Towards the end of the book, Nirmalya opens his college mailbox in London: "Along with an invitation to join a discussion on the second coming of Christ by members of the New Church, a scribbled note on the back of a scrap of circular from Mr Dickinson, asking whether the time of the next tutorial could possibly be changed, a terse pamphlet, full of exclamation marks and a smudged picture of Winnie Mandela, exhorting the reader to become one of the many who no longer ate South African oranges, there was, in Nirmalya's pigeonhole, an aerogramme, a silent traveller from India, its blue peering out from amidst the white and yellow."

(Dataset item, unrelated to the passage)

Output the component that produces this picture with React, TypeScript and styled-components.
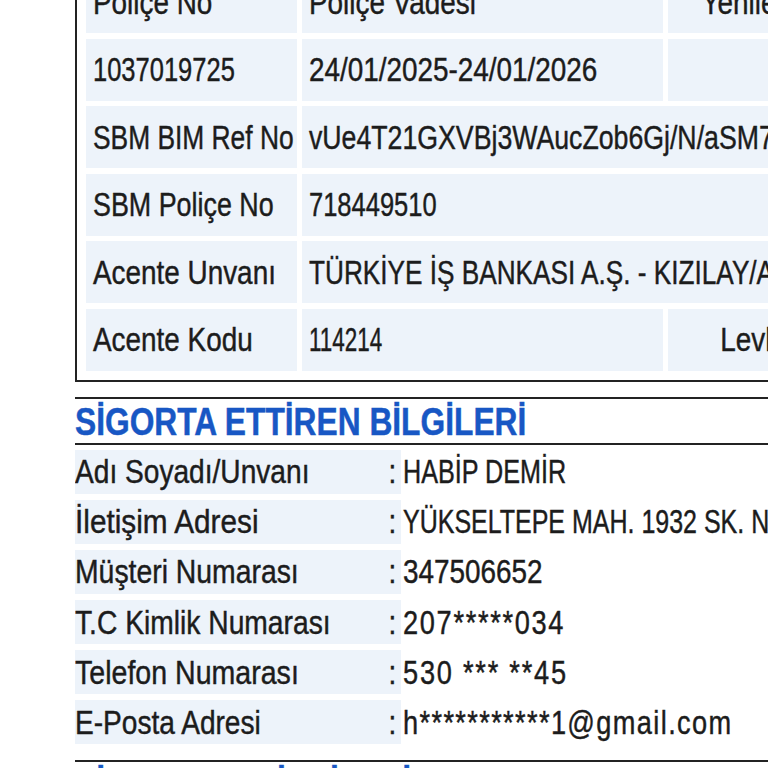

Despite the Mandela reference, this is no vulgar anthropology, where the writer takes up something in the news and paints it in lurid stripes; we are afforded no false intimacy with evil or, for that matter, with anything as grand as history. The letter that has arrived from India is from Nirmalya's father, and it carries news of Shyamji's death. The news leaves him tearful and hard with judgement at his teacher. Surrounded by students in the common room, Nirmalya reasons to himself that his teacher must have been in a hurry to leave this world. Perhaps. Note the strange and sublime list of things in which the letter was buried. The world arrives, uninvited, in one's mailbox, and with it comes the muted intimation of a private life. It can all be rather quiet sometimes, but only in the way of approaching earthquakes.
Amitava Kumar teaches English at Vassar College and is the author of several books, including Home Products, a novel published by Picador India in 2007.